The `tsissm` package implements the linear innovations state space model described by @deLivera2011^[Originally proposed by @Anderson2012] and incorporating trigonometric seasonality as used in the `tbats` function from the `forecast` package of @Forecast. However, `tsissm` differs significantly in both implementation and features. Key enhancements include:

1. **Automatic differentiation and robust inference**:  
   Estimation leverages automatic differentiation (autodiff), with multiple sandwich estimators available for standard error calculation. System forecastability and ARMA constraints 
   are handled exactly via the [nloptr](https://CRAN.R-project.org/package=nloptr) solver using autodiff-based Jacobians.
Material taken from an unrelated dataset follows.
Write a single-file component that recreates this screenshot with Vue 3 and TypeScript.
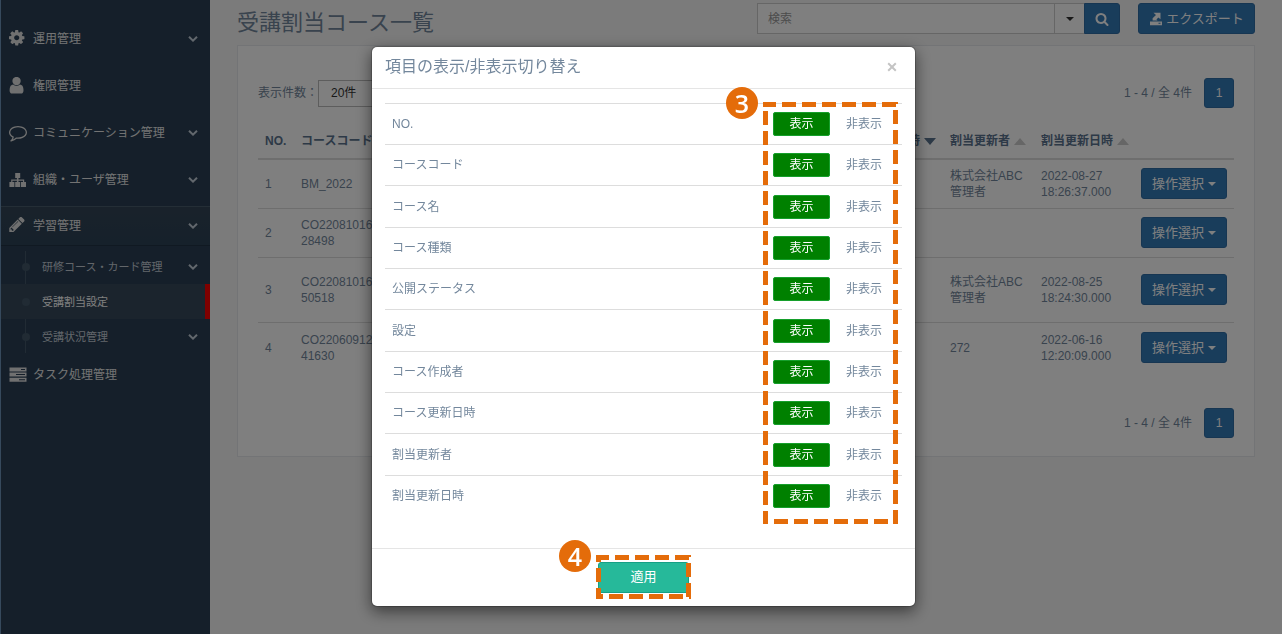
<script setup lang="ts">
import { ref } from 'vue'

interface MenuItem {
  label: string
  icon: string
  open?: boolean
  chevron?: boolean
  children?: { label: string; chevron?: boolean; current?: boolean }[]
}

const menu: MenuItem[] = [
  { label: '運用管理', icon: 'cog', chevron: true },
  { label: '権限管理', icon: 'user' },
  { label: 'コミュニケーション管理', icon: 'comment', chevron: true },
  { label: '組織・ユーザ管理', icon: 'sitemap', chevron: true },
  {
    label: '学習管理',
    icon: 'pencil',
    chevron: true,
    open: true,
    children: [
      { label: '研修コース・カード管理', chevron: true },
      { label: '受講割当設定', current: true },
      { label: '受講状況管理', chevron: true },
    ],
  },
  { label: 'タスク処理管理', icon: 'server' },
]

interface Icon {
  box: string
  path: string
}

const icons: Record<string, Icon> = {
  cog: {
    box: '128 128 1792 1792',
    path: 'M1152 896q0-106-75-181t-181-75-181 75-75 181 75 181 181 75 181-75 75-181zm512-109v222q0 12-8 23t-20 13l-185 28q-19 54-39 91 35 50 107 138 10 12 10 25t-9 23q-27 37-99 108t-94 71q-12 0-26-9l-138-108q-44 23-91 38-16 136-29 186-7 28-36 28h-222q-14 0-24.5-8.5t-11.5-21.5l-28-184q-49-16-90-37l-141 107q-10 9-25 9-14 0-25-11-126-114-165-168-7-10-7-23 0-12 8-23 15-21 51-66.5t54-70.5q-27-50-41-99l-183-27q-13-2-21-12.5t-8-23.5v-222q0-12 8-23t19-13l186-28q14-46 39-92-40-57-107-138-10-12-10-24 0-10 9-23 26-36 98.5-107.5t94.5-71.5q13 0 26 10l138 107q44-23 91-38 16-136 29-186 7-28 36-28h222q14 0 24.5 8.5t11.5 21.5l28 184q49 16 90 37l142-107q9-9 24-9 13 0 25 10 129 119 165 170 7 8 7 22 0 12-8 23-15 21-51 66.5t-54 70.5q26 50 41 98l183 28q13 2 21 12.5t8 23.5z',
  },
  user: {
    box: '200 140 1660 1660',
    path: 'M1536 1399q0 109-62.5 187t-150.5 78h-854q-88 0-150.5-78t-62.5-187q0-85 8.5-160.5t31.5-152 58.5-131 94-89 134.5-34.5q131 128 313 128t313-128q76 0 134.5 34.5t94 89 58.5 131 31.5 152 8.5 160.5zm-256-887q0 159-112.5 271.5t-271.5 112.5-271.5-112.5-112.5-271.5 112.5-271.5 271.5-112.5 271.5 112.5 112.5 271.5z',
  },
  comment: {
    box: '0 60 1792 1792',
    path: 'M896 384q-204 0-381.5 69.5t-282 187.5-104.5 255q0 112 71.5 213.5t201.5 175.5l87 50-27 96q-24 91-70 172 152-63 275-171l43-38 57 6q69 8 130 8 204 0 381.5-69.5t282-187.5 104.5-255-104.5-255-282-187.5-381.5-69.5zm896 512q0 174-120 321.5t-326 233-450 85.5q-70 0-145-8-198 175-460 242-49 14-114 22h-5q-15 0-27-10.5t-16-27.5v-1q-3-4-.5-12t2-10 4.5-9.5l6-9 7-8.5 8-9q7-8 31-34.5t34.5-38 31-39.5 32.5-51 27-59 26-76q-157-89-247.5-220t-90.5-281q0-130 71-248.5t191-204.5 286-136.500 348-50.500 348 50.500 286 136.500 191 204.500 71 248.500z',
  },
  sitemap: {
    box: '0 0 18 18',
    path: 'M6.200 2h5v5H9.500v1.500H15.200v2.500H17v5h-5v-5h2V9.700H9.500V11h1.700v5h-5v-5h1.700V9.700H3.400V11h2v5h-5v-5h1.800V8.500h5.700V7H6.200z',
  },
  pencil: {
    box: '100 160 1792 1792',
    path: 'M491 1536l91-91-235-235-91 91v107h128v128h107zm523-928q0-22-22-22-10 0-17 7l-542 542q-7 7-7 17 0 22 22 22 10 0 17-7l542-542q7-7 7-17zm-54-192l416 416-832 832h-416v-416zm683 96q0 53-37 90l-166 166-416-416 166-165q36-38 90-38 53 0 91 38l235 234q37 39 37 91z',
  },
  server: {
    box: '0 0 18 18',
    path: 'M.5 1.500h17v4H.5zM12 3v1h4V3zM.5 6.600h17v4H.5zM7 8.100v1h9v-1zM.5 11.700h17v4H.5zM10 13.200v1h6v-1z',
  },
}

const keyword = ref('')
const pageSize = ref('20')

const courses = [
  { no: 1, code: 'BM_2022', updater: '株式会社ABC管理者', date: '2022-08-27', time: '18:26:37.000' },
  { no: 2, code: 'CO2208101628498', updater: '', date: '', time: '' },
  { no: 3, code: 'CO2208101650518', updater: '株式会社ABC管理者', date: '2022-08-25', time: '18:24:30.000', tall: true },
  { no: 4, code: 'CO2206091241630', updater: '272', date: '2022-06-16', time: '12:20:09.000' },
]

const columns = ref(
  ['NO.', 'コースコード', 'コース名', 'コース種類', '公開ステータス', '設定', 'コース作成者', 'コース更新日時', '割当更新者', '割当更新日時'].map(
    (label) => ({ label, visible: true }),
  ),
)
</script>

<template>
  <div class="app">
    <nav class="sidebar">
      <ul class="menu">
        <li v-for="item in menu" :key="item.label" class="menu-item" :class="{ open: item.open }">
          <a href="#" class="menu-link">
            <svg class="menu-icon" :viewBox="icons[item.icon].box" aria-hidden="true">
              <path :d="icons[item.icon].path" fill-rule="evenodd" />
            </svg>
            <span class="menu-label">{{ item.label }}</span>
            <svg v-if="item.chevron" class="chevron" viewBox="0 0 10 8" aria-hidden="true">
              <path d="M1 1.8 5 5.6 9 1.8" />
            </svg>
          </a>
          <ul v-if="item.children" class="submenu">
            <li v-for="child in item.children" :key="child.label" class="sub-item" :class="{ current: child.current }">
              <a href="#" class="sub-link">
                <span class="menu-label">{{ child.label }}</span>
                <svg v-if="child.chevron" class="chevron" viewBox="0 0 10 8" aria-hidden="true">
                  <path d="M1 1.8 5 5.6 9 1.8" />
                </svg>
              </a>
            </li>
          </ul>
        </li>
      </ul>
    </nav>

    <main class="content">
      <header class="page-head">
        <h1>受講割当コース一覧</h1>
        <form class="search" @submit.prevent>
          <input v-model="keyword" type="text" placeholder="検索" aria-label="検索" />
          <button type="button" class="search-more" aria-label="検索条件"><i class="caret"></i></button>
          <button type="submit" class="search-go" aria-label="検索する">
            <svg viewBox="0 0 1792 1792" aria-hidden="true">
              <path d="M1216 832q0-185-131.5-316.5t-316.5-131.5-316.5 131.5-131.5 316.5 131.5 316.5 316.5 131.5 316.5-131.5 131.5-316.5zm512 832q0 52-38 90t-90 38q-54 0-90-38l-343-342q-179 124-399 124-143 0-273.5-55.5t-225-150-150-225-55.5-273.5 55.5-273.5 150-225 225-150 273.5-55.5 273.5 55.5 225 150 150 225 55.5 273.5q0 220-124 399l343 343q37 37 37 90z" />
            </svg>
          </button>
        </form>
        <button type="button" class="primary export">
          <svg viewBox="0 0 14 14" aria-hidden="true">
            <path d="M4.500.8h7v6.400L9.400 5.400 7.400 7.400 8.600 8.400H3.600V6.200L7 2.900zM1 9.400h12V13.200H1zM9.500 10.800v1h2v-1z" fill-rule="evenodd" />
          </svg>
          <span>エクスポート</span>
        </button>
      </header>

      <section class="panel">
        <div class="toolbar">
          <label for="page-size">表示件数：</label>
          <select id="page-size" v-model="pageSize">
            <option value="20">20件</option>
          </select>
          <div class="pager">
            <span>1 - 4 / 全 4件</span>
            <button type="button" class="page-no">1</button>
          </div>
        </div>

        <table class="courses">
          <colgroup>
            <col class="c-no" />
            <col class="c-code" />
            <col />
            <col class="c-assigned" />
            <col class="c-updater" />
            <col class="c-date" />
            <col class="c-action" />
          </colgroup>
          <thead>
            <tr>
              <th>NO.</th>
              <th>コースコード</th>
              <th></th>
              <th>割当日時<i class="sort down"></i></th>
              <th>割当更新者<i class="sort"></i></th>
              <th>割当更新日時<i class="sort"></i></th>
              <th></th>
            </tr>
          </thead>
          <tbody>
            <tr v-for="c in courses" :key="c.no" :class="{ tall: c.tall }">
              <td>{{ c.no }}</td>
              <td class="code">{{ c.code }}</td>
              <td></td>
              <td></td>
              <td>{{ c.updater }}</td>
              <td>{{ c.date }}<br />{{ c.time }}</td>
              <td>
                <button type="button" class="primary action">操作選択<i class="caret"></i></button>
              </td>
            </tr>
          </tbody>
        </table>

        <div class="toolbar bottom">
          <div class="pager">
            <span>1 - 4 / 全 4件</span>
            <button type="button" class="page-no">1</button>
          </div>
        </div>
      </section>
    </main>

    <div class="backdrop">
      <div class="modal" role="dialog" aria-labelledby="modal-title">
        <div class="modal-head">
          <h2 id="modal-title">項目の表示/非表示切り替え</h2>
          <button type="button" class="close" aria-label="閉じる">
            <svg viewBox="0 0 10 10" aria-hidden="true"><path d="M1.200 1.200 8.800 8.800M8.800 1.200 1.200 8.800" /></svg>
          </button>
        </div>
        <div class="modal-body">
          <table class="settings">
            <tbody>
              <tr v-for="col in columns" :key="col.label">
                <td>{{ col.label }}</td>
                <td class="toggle-cell">
                  <div class="toggle">
                    <button type="button" :class="{ on: col.visible }" :aria-pressed="col.visible" @click="col.visible = true">表示</button>
                    <button type="button" :class="{ on: !col.visible }" :aria-pressed="!col.visible" @click="col.visible = false">非表示</button>
                  </div>
                </td>
              </tr>
            </tbody>
          </table>
          <div class="callout callout-toggle">
            <svg class="frame" aria-hidden="true">
              <line x1="0" y1="0" x2="100%" y2="0" stroke-dashoffset="1" />
              <line x1="0" y1="0" x2="0" y2="100%" stroke-dashoffset="11" />
              <line x1="100%" y1="0" x2="100%" y2="100%" stroke-dashoffset="12" />
              <line x1="0" y1="100%" x2="100%" y2="100%" stroke-dashoffset="9" />
            </svg>
            <span class="badge">3</span>
          </div>
        </div>
        <div class="modal-foot">
          <div class="apply-wrap">
            <button type="button" class="apply">適用</button>
            <div class="callout callout-apply">
              <svg class="frame" aria-hidden="true">
                <line x1="0" y1="0" x2="100%" y2="0" stroke-dashoffset="1" />
                <line x1="0" y1="0" x2="0" y2="100%" stroke-dashoffset="7" />
                <line x1="100%" y1="0" x2="100%" y2="100%" stroke-dashoffset="12" />
                <line x1="0" y1="100%" x2="100%" y2="100%" stroke-dashoffset="7" />
              </svg>
              <span class="badge">4</span>
            </div>
          </div>
        </div>
      </div>
    </div>
  </div>
</template>

<style>
body {
  margin: 0;
  background: #f7f7f7;
}
</style>

<style scoped>
.app {
  display: flex;
  min-height: 100vh;
  box-sizing: border-box;
  font-family: 'Liberation Sans', 'Noto Sans CJK JP', sans-serif;
  font-size: 12px;
  line-height: 16px;
  color: #73879c;
}
.app *,
.app *::before {
  box-sizing: border-box;
}
button,
input,
select {
  font-family: inherit;
  font-size: inherit;
  line-height: inherit;
  color: inherit;
  margin: 0;
}
button {
  cursor: pointer;
  padding: 0;
}
ul {
  list-style: none;
  margin: 0;
  padding: 0;
}

/* sidebar */
.sidebar {
  flex: 0 0 210px;
  background: #2a3f54;
  border-left: 1px solid #6d93b8;
  padding-top: 18px;
}
.menu-link,
.sub-link {
  display: flex;
  align-items: center;
  color: #e7e7e7;
  text-decoration: none;
  padding-right: 12px;
}
.menu-link {
  height: 41px;
  margin-bottom: 6px;
  padding-left: 8px;
}
.open .menu-link {
  height: 40px;
  margin-bottom: 3px;
  background: linear-gradient(#334556, #2c4257);
  border-top: 1px solid #485c6c;
  border-bottom: 1px solid #213244;
}
.menu-icon {
  width: 18px;
  height: 18px;
  margin-right: 6px;
  fill: #e0e0e0;
}
.menu-label {
  flex: 1;
}
.chevron {
  width: 10px;
  height: 8px;
  fill: none;
  stroke: #c4cfda;
  stroke-width: 2;
}
.submenu {
  position: relative;
}
.submenu::before {
  content: '';
  position: absolute;
  left: 24px;
  top: 2px;
  bottom: 1px;
  width: 1px;
  background: #425668;
}
.sub-item {
  position: relative;
}
.sub-item::before {
  content: '';
  position: absolute;
  left: 21px;
  top: 14px;
  width: 8px;
  height: 8px;
  border-radius: 50%;
  background: #425668;
}
.sub-link {
  height: 35px;
  padding-left: 41px;
  font-size: 11px;
  color: #c4ccd4;
}
.current .sub-link {
  background: #37495b;
  border-right: 5px solid #ff0000;
  color: #ffffff;
}

/* page */
.content {
  flex: 1;
  min-width: 0;
  padding: 3px 27px 0;
}
.page-head {
  display: flex;
  align-items: flex-start;
}
h1 {
  flex: 1;
  margin: 0;
  padding-top: 4px;
  font-size: 22px;
  line-height: 32px;
  font-weight: 400;
}
.search {
  display: flex;
  width: 363px;
  height: 31px;
}
.search input {
  flex: 1;
  min-width: 0;
  border: 1px solid #ccc;
  background: #fff;
  padding: 0 10px;
}
.search input::placeholder {
  color: #999;
}
.search-more {
  width: 29px;
  background: #fff;
  border: 1px solid #ccc;
  border-width: 1px 0;
  color: #333;
}
.caret {
  display: inline-block;
  border: 4px solid transparent;
  border-top-color: currentColor;
  border-bottom: 0;
  vertical-align: middle;
}
.search-go,
.primary,
.page-no {
  background: #337ab7;
  border: 1px solid #2e6da4;
  color: #fff;
  border-radius: 3px;
}
.search-go {
  display: flex;
  align-items: center;
  justify-content: center;
  width: 36px;
  border-radius: 0 3px 3px 0;
}
.search-go svg {
  width: 14px;
  height: 14px;
  fill: #fff;
}
.export {
  display: flex;
  align-items: center;
  justify-content: center;
  gap: 3px;
  width: 117px;
  height: 31px;
  margin-left: 18px;
  font-size: 13px;
}
.export svg {
  width: 14px;
  height: 14px;
  fill: #fff;
}
.panel {
  margin-top: 6px;
  padding: 32px 20px 18px;
  background: #fff;
  border: 1px solid #e6e9ed;
}
.toolbar {
  display: flex;
  align-items: center;
}
.toolbar select {
  width: 90px;
  height: 27px;
  padding: 0 12px;
  appearance: none;
  background: #fff;
  border: 1px solid #bbb;
  border-radius: 0;
  color: #333;
}
.pager {
  display: flex;
  align-items: center;
  gap: 12px;
  margin-left: auto;
}
.page-no {
  width: 30px;
  height: 30px;
}
.toolbar.bottom {
  margin-top: 35px;
}
.courses {
  width: 100%;
  margin-top: 15px;
  table-layout: fixed;
  border-collapse: collapse;
}
.c-no { width: 36px; }
.c-code { width: 90px; }
.c-assigned { width: 78px; }
.c-updater { width: 91px; }
.c-date { width: 100px; }
.c-action { width: 100px; }
.courses th,
.courses td {
  padding: 0 7px;
  text-align: left;
  vertical-align: middle;
}
.courses th {
  height: 36px;
  border-bottom: 2px solid #ddd;
  white-space: nowrap;
  color: #5a738e;
}
.courses td {
  height: 49px;
  border-top: 1px solid #ddd;
}
.courses tr.tall td {
  height: 65px;
}
.courses tr:last-child td {
  height: 51px;
}
.code {
  word-break: break-all;
}
.sort {
  display: inline-block;
  margin-left: 4px;
  border: 6px solid transparent;
  border-top: 0;
  border-bottom: 7px solid #ccc;
  vertical-align: middle;
}
.sort.down {
  border-top: 7px solid #5a738e;
  border-bottom: 0;
}
.action {
  width: 86px;
  height: 31px;
  font-size: 13px;
}
.action .caret {
  margin-left: 4px;
}

/* dialog */
.backdrop {
  position: fixed;
  inset: 0;
  display: flex;
  justify-content: center;
  align-items: flex-start;
  padding: 46px 0 0 5px;
  background: rgba(0, 0, 0, 0.5);
}
.modal {
  width: 545px;
  background: #fff;
  background-clip: padding-box;
  border: 1px solid rgba(0, 0, 0, 0.2);
  border-radius: 6px;
  box-shadow: 0 5px 15px rgba(0, 0, 0, 0.5);
}
.modal-head {
  display: flex;
  align-items: center;
  justify-content: space-between;
  height: 42px;
  padding: 0 18px 2px 13px;
  border-bottom: 1px solid #e5e5e5;
}
h2 {
  margin: 0;
  font-size: 16px;
  line-height: 24px;
  font-weight: 400;
}
.close {
  display: flex;
  border: 0;
  background: none;
}
.close svg {
  width: 10px;
  height: 10px;
  stroke: #c4c4c4;
  stroke-width: 2;
}
.modal-body {
  position: relative;
  padding: 14px 13px 31px;
}
.settings {
  width: 100%;
  border-collapse: collapse;
}
.settings td {
  height: 41px;
  padding: 0 7px;
  border-top: 1px solid #ddd;
}
.settings tr:nth-child(3n) td {
  height: 42px;
}
.settings .toggle-cell {
  width: 129px;
  padding: 0;
}
.toggle {
  display: flex;
}
.toggle button {
  min-width: 57px;
  height: 24px;
  padding: 0 15px;
  border: 1px solid transparent;
  border-radius: 2px;
  background: none;
  line-height: 20px;
}
.toggle button.on {
  background: #008000;
  border-color: #169f2c;
  color: #fff;
}
.modal-foot {
  display: flex;
  justify-content: center;
  padding: 13px 0;
  border-top: 1px solid #e5e5e5;
}
.apply-wrap {
  position: relative;
}
.apply {
  display: block;
  width: 91px;
  height: 31px;
  background: #26b99a;
  border: 1px solid #169f85;
  border-radius: 3px;
  color: #fff;
  font-size: 13px;
}

/* annotations laid over the dialog; half of each 10px stroke is clipped by the frame */
.callout {
  position: absolute;
  pointer-events: none;
}
.frame {
  display: block;
  width: 100%;
  height: 100%;
  overflow: hidden;
}
.frame line {
  stroke: #e46c0a;
  stroke-width: 10;
  stroke-dasharray: 14 6;
}
.callout-toggle {
  top: 13px;
  right: 17px;
  width: 135px;
  height: 422px;
}
.callout-apply {
  inset: -7px -2px -6px;
}
.badge {
  position: absolute;
  left: -37px;
  top: -15px;
  width: 32px;
  height: 32px;
  border-radius: 50%;
  background: #e46c0a;
  color: #fff;
  font-family: 'Open Sans', 'Noto Sans', sans-serif;
  font-size: 25px;
  font-weight: 600;
  line-height: 32px;
  text-align: center;
}
</style>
2. **Flexible error distributions**:  
   In addition to Gaussian errors, the model supports heavy-tailed and skewed alternatives, including the Student's $t$ distribution and the Johnson's SU distribution.

3. **Heteroscedasticity modeling**:  
   Conditional heteroscedasticity is supported via a GARCH specification on the innovation variance.

4. **Automatic model selection and ensembling**:  
   Users may select the best model based on an information criterion (e.g., AIC or BIC) or retain the top $N$ models for ensembling. This feature is also available in the `backtest` method, providing a more robust approach to evaluation and forecasting.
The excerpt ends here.